Look below for the line containing "The picture is"; from there through the line containing "const tick = 'M7 18 L14.5 25 L28 8';", both lines included, please set down each line exactly and nothing else.

DATASET CONTENT

+===+

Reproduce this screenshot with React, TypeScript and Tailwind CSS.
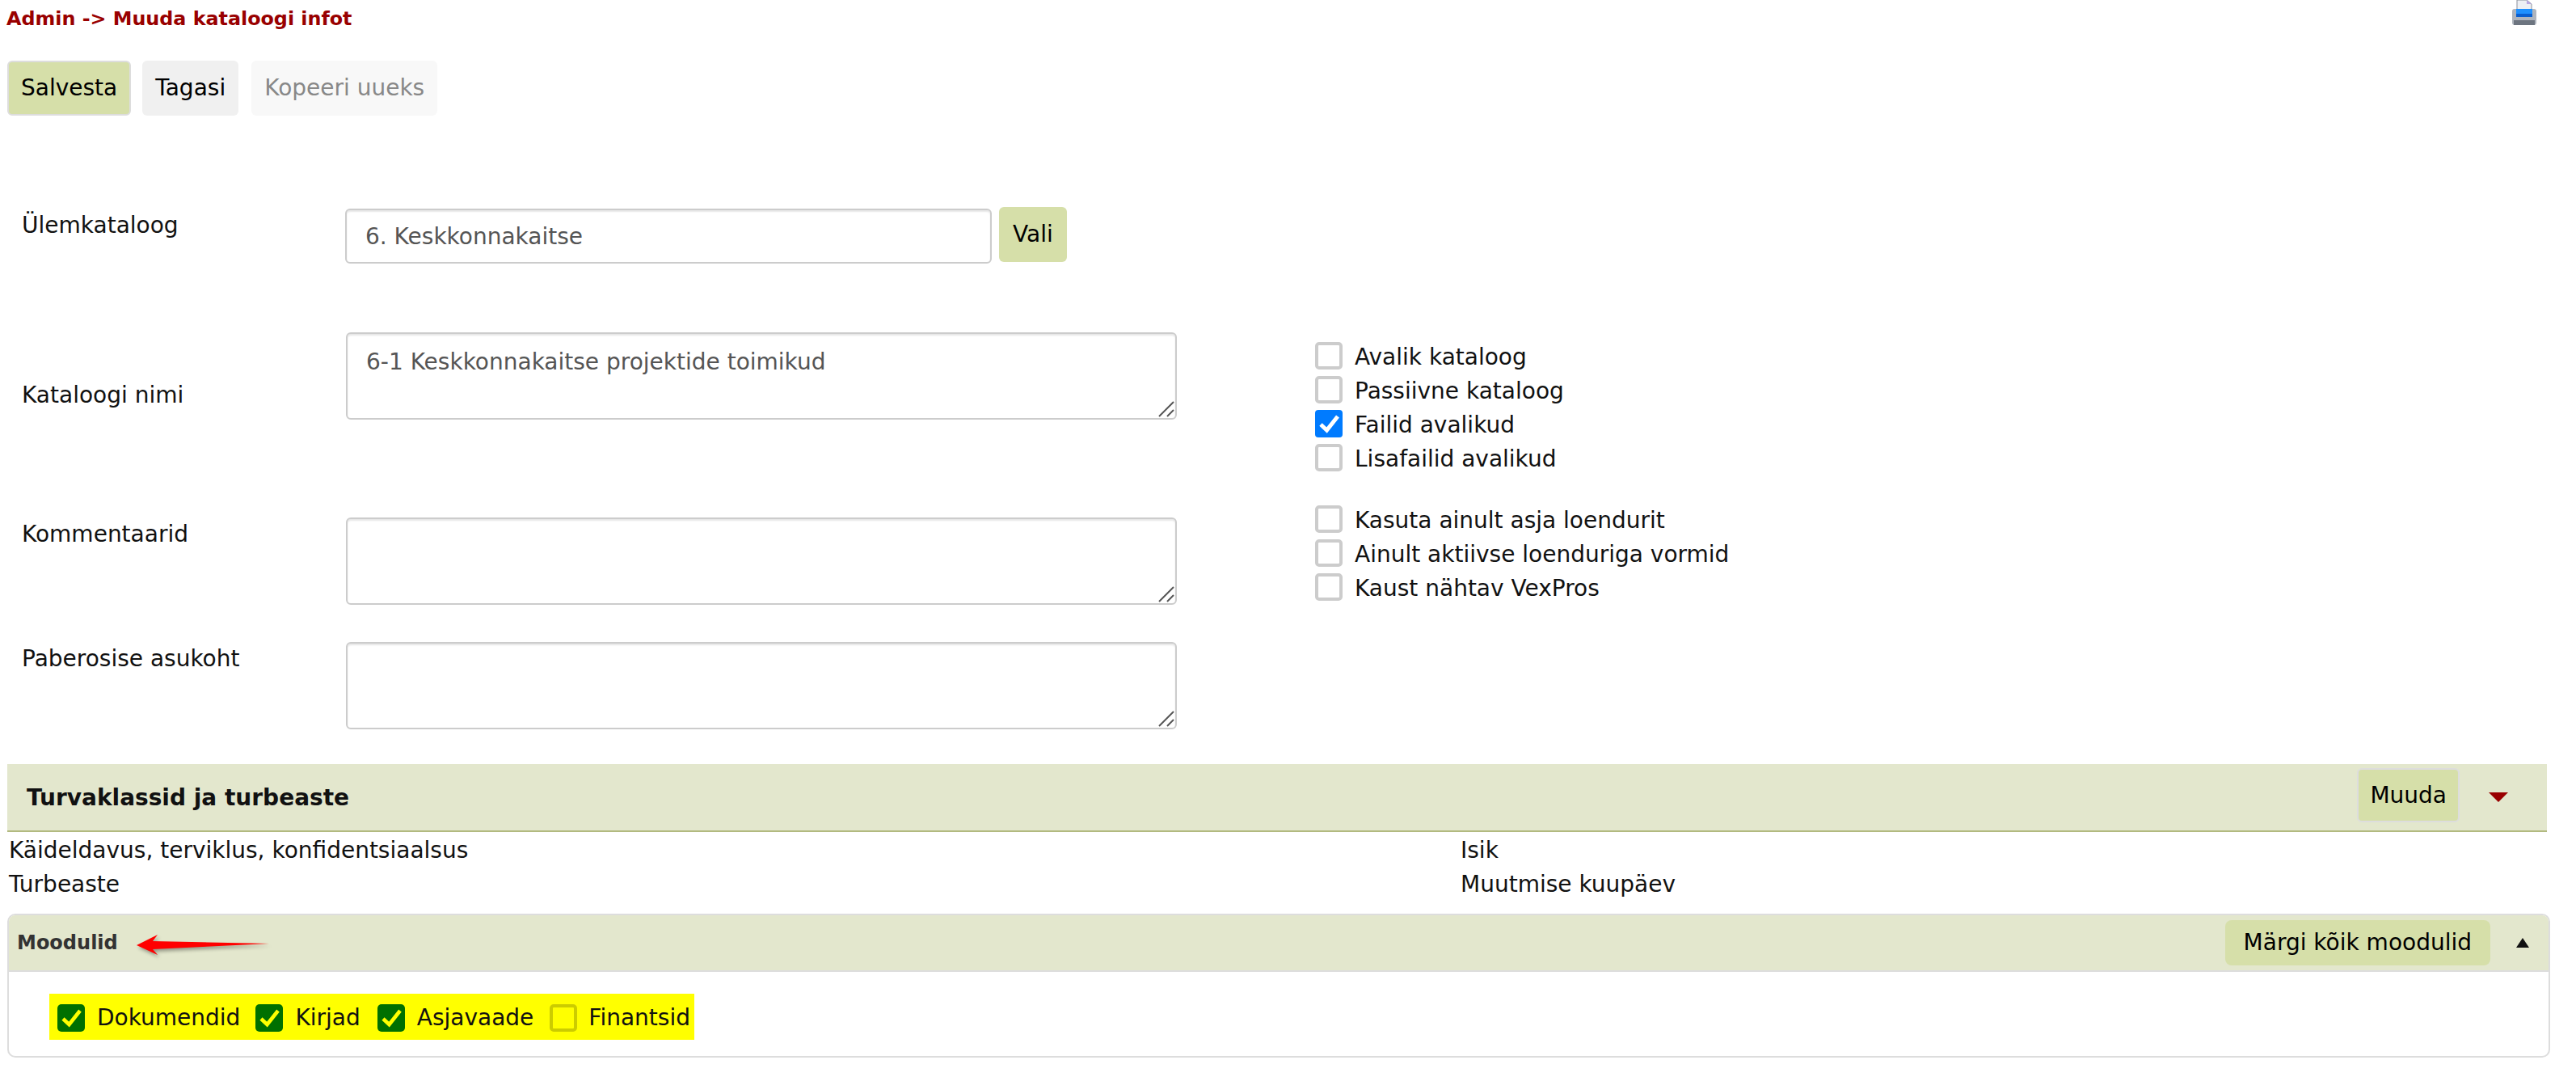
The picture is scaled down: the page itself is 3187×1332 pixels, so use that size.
import React from 'react';

const tick = 'M7 18 L14.5 25 L28 8';

const Box: React.FC<{ checked?: boolean; variant?: 'blue' | 'green' | 'yellow' }> = ({ checked, variant = 'blue' }) => {
  if (variant === 'green') {
    return (
      <span className="block h-[34px] w-[34px] shrink-0 rounded-[5px] bg-[#007000]">
        <svg viewBox="0 0 34 34" className="h-[34px] w-[34px]">
          <path d={tick} fill="none" stroke="#ffff00" strokeWidth="4.6" />
        </svg>
      </span>
    );
  }
  if (variant === 'yellow') {
    return <span className="block h-[34px] w-[34px] shrink-0 rounded-[5px] border-[4px] border-[#cccc00] bg-[#ffff00]" />;
  }
  if (checked) {
    return (
      <span className="block h-[34px] w-[34px] shrink-0 rounded-[4px] bg-[#007bff]">
        <svg viewBox="0 0 34 34" className="h-[34px] w-[34px]">
          <path d={tick} fill="none" stroke="#ffffff" strokeWidth="5" />
        </svg>
      </span>
    );
  }
  return <span className="block h-[34px] w-[34px] shrink-0 rounded-[5px] border-[4px] border-[#cccccc] bg-white" />;
};

const CheckRow: React.FC<{ label: string; checked?: boolean }> = ({ label, checked }) => (
  <label className="flex h-[42px] items-center gap-[15px] text-[#111]">
    <Box checked={checked} />
    <span className="pt-[4px]">{label}</span>
  </label>
);

const Field: React.FC<{ label: string; labelClass: string; className: string; value?: string }> = ({
  label,
  labelClass,
  className,
  value,
}) => (
  <div className={`flex ${className}`}>
    <div className={`w-[419px] shrink-0 pl-[18px] text-[#111] ${labelClass}`}>{label}</div>
    <div className="relative h-[108px] w-[1028px]">
      <textarea
        defaultValue={value}
        className="h-full w-full resize-none rounded-[6px] border-2 border-[#cccccc] px-[23px] py-[14px] text-[#555] shadow-[inset_0_2px_2px_rgba(0,0,0,0.1)] outline-none"
      />
      <svg viewBox="0 0 20 20" className="absolute right-[3px] bottom-[3px] h-[20px] w-[20px]">
        <path d="M1 19 L19 1 M11 19 L19 11" stroke="#555" strokeWidth="2" fill="none" />
      </svg>
    </div>
  </div>
);

const PrinterIcon = () => (
  <svg viewBox="0 0 32 32" className="h-[32px] w-[32px] blur-[0.6px]">
    <path d="M7 0 H19 L25 5 V16 H7 Z" fill="#eef0f4" stroke="#8a8f9a" strokeWidth="1" />
    <path d="M19 0 L25 5 H19 Z" fill="#b9a8e0" />
    <rect x="1" y="11" width="30" height="20" rx="3" fill="#aeb4bd" />
    <rect x="6" y="11" width="20" height="9" fill="#1e90ff" />
    <rect x="6" y="17" width="20" height="4" fill="#0a5fd0" />
    <rect x="3" y="25" width="26" height="6" fill="#6d7580" />
  </svg>
);

const App: React.FC = () => {
  return (
    <div className="h-[1332px] w-[3187px] overflow-hidden bg-white pl-[9px] font-['DejaVu_Sans',sans-serif] text-[28px] leading-[42px]">
      {/* Title row */}
      <div className="flex h-[32px] items-start justify-between pr-[48px]">
        <div className="-ml-[1px] pt-[3px] text-[23.8px] leading-[40px] font-bold text-[#990000]">Admin -&gt; Muuda kataloogi infot</div>
        <PrinterIcon />
      </div>

      {/* Toolbar */}
      <div className="mt-[43px] flex gap-[14px]">
        <button className="h-[68px] rounded-[6px] border-2 border-[#dddddd] bg-[#d6dfa9] px-[15px] text-black">Salvesta</button>
        <button className="h-[68px] rounded-[6px] bg-[#f0f0f0] px-[16px] text-black">Tagasi</button>
        <button className="ml-[2px] h-[68px] rounded-[6px] bg-[#f8f8f8] px-[16px] text-[#888888]">Kopeeri uueks</button>
      </div>

      {/* Parent catalogue */}
      <div className="mt-[115px] flex">
        <div className="w-[418px] shrink-0 pl-[18px] text-[#111]">Ülemkataloog</div>
        <input
          defaultValue="6. Keskkonnakaitse"
          className="h-[68px] w-[800px] rounded-[6px] border-2 border-[#cccccc] px-[23px] text-[#555] shadow-[inset_0_2px_2px_rgba(0,0,0,0.1)] outline-none"
        />
        <button className="-mt-[2px] ml-[9px] h-[68px] rounded-[6px] bg-[#d6dfa9] px-[17px] text-black">Vali</button>
      </div>

      {/* Main form */}
      <div className="mt-[85px] flex">
        <div className="w-[1618px] shrink-0">
          <Field label="Kataloogi nimi" labelClass="pt-[57px]" className="" value="6-1 Keskkonnakaitse projektide toimikud" />
          <Field label="Kommentaarid" labelClass="pt-[0px]" className="mt-[121px]" />
          <Field label="Paberosise asukoht" labelClass="pt-[0px]" className="mt-[46px]" />
        </div>
        <div className="mt-[8px]">
          <CheckRow label="Avalik kataloog" />
          <CheckRow label="Passiivne kataloog" />
          <CheckRow label="Failid avalikud" checked />
          <CheckRow label="Lisafailid avalikud" />
          <div className="h-[34px]" />
          <CheckRow label="Kasuta ainult asja loendurit" />
          <CheckRow label="Ainult aktiivse loenduriga vormid" />
          <CheckRow label="Kaust nähtav VexPros" />
        </div>
      </div>

      {/* Security classes */}
      <div className="mt-[43px] flex h-[84px] w-[3142px] items-center justify-between border-b-2 border-[#b2ba80] bg-[#e3e7cd] pr-[48px] pl-[24px]">
        <div className="pt-[2px] font-bold text-[#111]">Turvaklassid ja turbeaste</div>
        <div className="flex items-center">
          <button className="-mt-[5px] h-[67px] rounded-[6px] border-2 border-[#dddddd] bg-[#d6dfa9] px-[14px] text-black">Muuda</button>
          <span className="ml-[36px] h-0 w-0 border-x-[12px] border-t-[12px] border-x-transparent border-t-[#990000]" />
        </div>
      </div>
      <div className="grid grid-cols-[1796px_1fr] pt-[2px] pl-[2px] text-[#111]">
        <div>Käideldavus, terviklus, konfidentsiaalsus</div>
        <div>Isik</div>
        <div>Turbeaste</div>
        <div>Muutmise kuupäev</div>
      </div>

      {/* Modules */}
      <div className="mt-[15px] h-[178px] w-[3146px] overflow-hidden rounded-[10px] border-2 border-[#dddddd]">
        <div className="relative flex h-[70px] items-center justify-between border-b-2 border-[#dddddd] bg-[#e3e7cd] pr-[24px] pl-[10px]">
          <div className="text-[24px] font-bold text-[#333]">Moodulid</div>
          <svg viewBox="0 0 164 26" className="absolute top-[24px] left-[158px] h-[26px] w-[164px] drop-shadow-[2px_3px_2px_rgba(0,0,0,0.35)]">
            <path d="M0 13 L26 0 L20 8 L164 11 L20 18 L26 25 Z" fill="#ff0000" />
          </svg>
          <div className="flex items-center">
            <button className="h-[56px] rounded-[8px] bg-[#d6dfa9] px-[23px] text-black">Märgi kõik moodulid</button>
            <span className="ml-[32px] h-0 w-0 border-x-[8px] border-b-[12px] border-x-transparent border-b-[#111]" />
          </div>
        </div>
        <div className="mt-[27px] ml-[50px] flex h-[57px] w-[798px] items-center bg-[#ffff00] pt-[2px] pl-[10px] text-[#111]">
          <Box variant="green" />
          <span className="ml-[15px]">Dokumendid</span>
          <span className="ml-[19px]"><Box variant="green" /></span>
          <span className="ml-[15px]">Kirjad</span>
          <span className="ml-[21px]"><Box variant="green" /></span>
          <span className="ml-[15px]">Asjavaade</span>
          <span className="ml-[20px]"><Box variant="yellow" /></span>
          <span className="ml-[14px]">Finantsid</span>
        </div>
      </div>
    </div>
  );
};

export default App;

+===+

SOLUTION TO THE PROBLEM
The picture is scaled down: the page itself is 3187×1332 pixels, so use that size.
import React from 'react';

const tick = 'M7 18 L14.5 25 L28 8';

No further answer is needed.